1940 to 1970 was the time of mainframes.
170-980 was the rise of minicomputers
1980 brings the birth of the Personal Computer
1990 brings the birth of the internet and the expansion of client-server
2000 brings the birth of distributed computer (grid computing)
2010 brings the evolution of the cloud, which is really just a few supercomputers with brand names (Azure, AWS, IBMCloud, Oracle Cloud, Google).
2020 the rise of 5g and IoE, the 4th Industrial Revolution.
I was booed. But 1/2 the audience lined up afterward to ask me why I felt we had come full circle.
unfortunately, VAX/VMS is unlikely to make a similar comeback…
Mini systems become Sun Microsystems servers.
I think it is interesting that their biggest customer (sun’s) bought them (Oracle.)_
but Sun is running some form of Unix, right? yeah, it’s still command line…

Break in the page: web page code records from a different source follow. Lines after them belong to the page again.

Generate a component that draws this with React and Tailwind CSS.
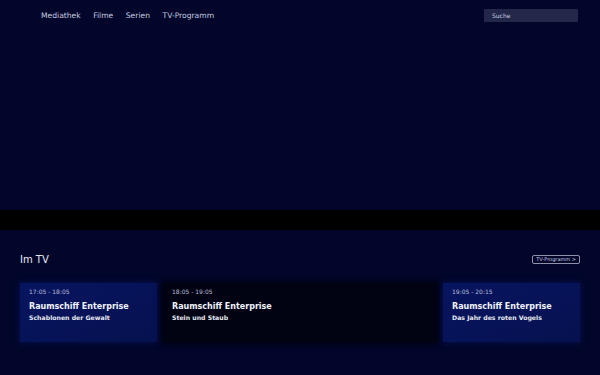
import React from 'react';

const programs = [
  { time: '17:05 - 18:05', title: 'Raumschiff Enterprise', episode: 'Schablonen der Gewalt', live: false },
  { time: '18:05 - 19:05', title: 'Raumschiff Enterprise', episode: 'Stein und Staub', live: true },
  { time: '19:05 - 20:15', title: 'Raumschiff Enterprise', episode: 'Das Jahr des roten Vogels', live: false },
];

const App = () => {
  return (
    <div
      className="w-[600px] h-[375px] overflow-hidden bg-[#02062a] text-white flex flex-col"
      style={{ fontFamily: '"DejaVu Sans", sans-serif' }}
    >
      {/* Header */}
      <header className="h-[30px] flex items-center justify-between pl-[41px] pr-[22px] pt-[1px]">
        <nav className="flex items-center gap-[12.5px] text-[7.6px] text-[#c9cde0]">
          <span>Mediathek</span>
          <span>Filme</span>
          <span>Serien</span>
          <span>TV-Programm</span>
        </nav>
        <div className="w-[94px] h-[13px] bg-[#23284a] rounded-[1px] flex items-center px-[8px] text-[6px] text-[#c9cde0]">
          Suche
        </div>
      </header>

      {/* Hero placeholder */}
      <div className="h-[180px]" />
      <div className="h-[20px] bg-black" />

      {/* Im TV */}
      <section className="flex-1 px-[20px] pt-[22px]">
        <div className="flex items-center justify-between">
          <h2 className="text-[10px] text-[#e6e8f2]">Im TV</h2>
          <button className="h-[9px] px-[3px] border border-[#8c90a8] rounded-[2px] text-[5px] text-[#c9cde0] leading-none flex items-center">
            TV-Programm &gt;
          </button>
        </div>
        <div className="mt-[16px] flex gap-[6px]">
          {programs.map((p, i) => (
            <div
              key={i}
              className={`h-[59px] px-[9px] pt-[5px] flex flex-col ${
                p.live
                  ? 'w-[274px] bg-[#020312] shadow-[0_0_6px_2px_rgba(0,0,0,0.6)]'
                  : 'w-[137px] bg-gradient-to-br from-[#071560] to-[#06114f] shadow-[0_0_6px_1px_rgba(6,18,90,0.7)]'
              }`}
            >
              <div className="text-[6px] leading-[8px] text-[#b8bdd8]">{p.time}</div>
              <div className="mt-[6px] text-[8px] leading-[10px] font-bold text-[#f0f2fa]">{p.title}</div>
              <div className="mt-[2px] text-[6.2px] leading-[8px] font-bold text-[#e6e8f2]">{p.episode}</div>
            </div>
          ))}
        </div>
      </section>
    </div>
  );
};

export default App;
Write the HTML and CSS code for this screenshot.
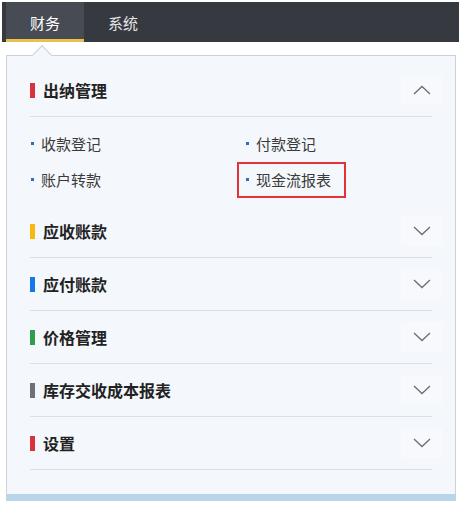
FILE: index.html
```html
<!DOCTYPE html>
<html>
	<head>
		<meta charset="utf-8" />
		<title>财务</title>
		<link rel="stylesheet" href="styles.css">
	</head>
	<body>
		<div class="top-bar">
			<a class="tab active" href="javascript:;">财务</a>
			<a class="tab" href="javascript:;">系统</a>
		</div>
		<div class="panel">
			<i class="caret"></i>
			<div class="group open">
				<div class="group-head">
					<span class="mark red"></span>
					<span class="title">出纳管理</span>
					<span class="toggle">
						<svg width="18" height="10" viewBox="0 0 18 10"><polyline points="1,9 9,1.5 17,9" /></svg>
					</span>
				</div>
				<ul class="sub-list">
					<li><a href="javascript:;"><i class="dot"></i>收款登记</a></li>
					<li><a href="javascript:;"><i class="dot"></i>付款登记</a></li>
					<li><a href="javascript:;"><i class="dot"></i>账户转款</a></li>
					<li><a class="current" href="javascript:;"><i class="dot"></i>现金流报表</a></li>
				</ul>
			</div>
			<div class="group">
				<div class="group-head">
					<span class="mark yellow"></span>
					<span class="title">应收账款</span>
					<span class="toggle">
						<svg width="18" height="10" viewBox="0 0 18 10"><polyline points="1,1 9,8.5 17,1" /></svg>
					</span>
				</div>
			</div>
			<div class="group">
				<div class="group-head">
					<span class="mark blue"></span>
					<span class="title">应付账款</span>
					<span class="toggle">
						<svg width="18" height="10" viewBox="0 0 18 10"><polyline points="1,1 9,8.5 17,1" /></svg>
					</span>
				</div>
			</div>
			<div class="group">
				<div class="group-head">
					<span class="mark green"></span>
					<span class="title">价格管理</span>
					<span class="toggle">
						<svg width="18" height="10" viewBox="0 0 18 10"><polyline points="1,1 9,8.5 17,1" /></svg>
					</span>
				</div>
			</div>
			<div class="group">
				<div class="group-head">
					<span class="mark gray"></span>
					<span class="title">库存交收成本报表</span>
					<span class="toggle">
						<svg width="18" height="10" viewBox="0 0 18 10"><polyline points="1,1 9,8.5 17,1" /></svg>
					</span>
				</div>
			</div>
			<div class="group">
				<div class="group-head">
					<span class="mark red"></span>
					<span class="title">设置</span>
					<span class="toggle">
						<svg width="18" height="10" viewBox="0 0 18 10"><polyline points="1,1 9,8.5 17,1" /></svg>
					</span>
				</div>
			</div>
		</div>
	</body>
</html>
```

FILE: styles.css
```css
* {
	padding: 0;
	margin: 0;
	box-sizing: border-box;
}
body {
	background-color: #ffffff;
	font-family: "Noto Sans CJK SC", "Noto Sans", sans-serif;
	padding-top: 2px;
}
a {
	text-decoration: none;
}
ul {
	list-style: none;
}
.top-bar {
	display: flex;
	height: 40px;
	margin: 0 2px;
	background-color: #363940;
}
.tab {
	display: flex;
	align-items: center;
	justify-content: center;
	width: 78px;
	height: 40px;
	font-size: 15px;
	color: #e2e4e8;
}
.tab.active {
	margin-left: 4px;
	color: #ffffff;
	background-color: #474b53;
	border-bottom: 3px solid #e9c14c;
	padding-top: 3px;
}
.panel {
	position: relative;
	margin: 13px 5px 0 6px;
	padding: 8px 23px 24px;
	background-color: #f4f7fc;
	border: 1px solid #cdd2da;
	border-bottom: 7px solid #b9d6e8;
}
/* 顶部小三角 */
.caret {
	position: absolute;
	top: -8px;
	left: 28px;
	width: 14px;
	height: 14px;
	background-color: #f4f7fc;
	border-top: 1px solid #cdd2da;
	border-left: 1px solid #cdd2da;
	transform: rotate(45deg);
}
.group-head {
	display: flex;
	align-items: center;
	height: 53px;
	border-bottom: 1px solid #dbe0e8;
	cursor: pointer;
}
.mark {
	width: 5px;
	height: 15px;
	margin-right: 8px;
}
.mark.red {
	background-color: #d8333d;
}
.mark.yellow {
	background-color: #f6b90f;
}
.mark.blue {
	background-color: #1677e8;
}
.mark.green {
	background-color: #2f9e4a;
}
.mark.gray {
	background-color: #6d7078;
}
.title {
	flex: 1;
	font-size: 16px;
	font-weight: bold;
	color: #222222;
}
.toggle {
	display: flex;
	align-items: center;
	justify-content: center;
	width: 42px;
	height: 30px;
	margin-right: -11px;
	background-color: rgba(255, 255, 255, 0.25);
}
.toggle svg {
	fill: none;
	stroke: #6a6d74;
	stroke-width: 1.3;
}
/* 展开的子菜单 */
.sub-list {
	display: grid;
	grid-template-columns: 215px 1fr;
	grid-template-rows: 36px 36px;
	margin: 9px -8px 7px;
}
.sub-list li {
	display: flex;
}
.sub-list a {
	display: flex;
	align-items: center;
	gap: 7px;
	padding: 0 13px 1px 7px;
	border: 2px solid transparent;
	font-size: 15px;
	color: #3a3a3a;
}
.sub-list a.current {
	border-color: #e0333a;
}
.dot {
	display: block;
	width: 3px;
	height: 3px;
	background-color: #2a6fc0;
}
```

Yes, sun has a flavor of Unix and now they are also offering the Oracle flavor of Linux.
I wish I could get my win apps to run on some flavor of unix
That would be a ported win app on a mac then 🙂 I mean if the goal is run on a flavor of Unix.
I want to run on a flavor of unix to get more RAM, not less
Sounds interesting. I have not seen hologram screenings yet.
Someday our movies will be Holograms!
I agree with you. Researchers find something new every day.
They do! 5g will make web meetings more open and easier. Holograms are coming!
You always share such interesting things to do with technology;
Thanks! Compliments are always welcome!!!
I can imagine how the perfect hologram but have never seen the reality of the holographic projection that is produced at this time.
Right now they are very large and hot!!!!
Cool stuff, you never fail us to update new innovations. You are such a tech guru.
Duplicate but, still can’t help answering. I do love chasing the edges of new technology!
Cool stuff, uou never fail us to update new innovations. You are such a tech guru.
Thank you. I have been a technologist for many years!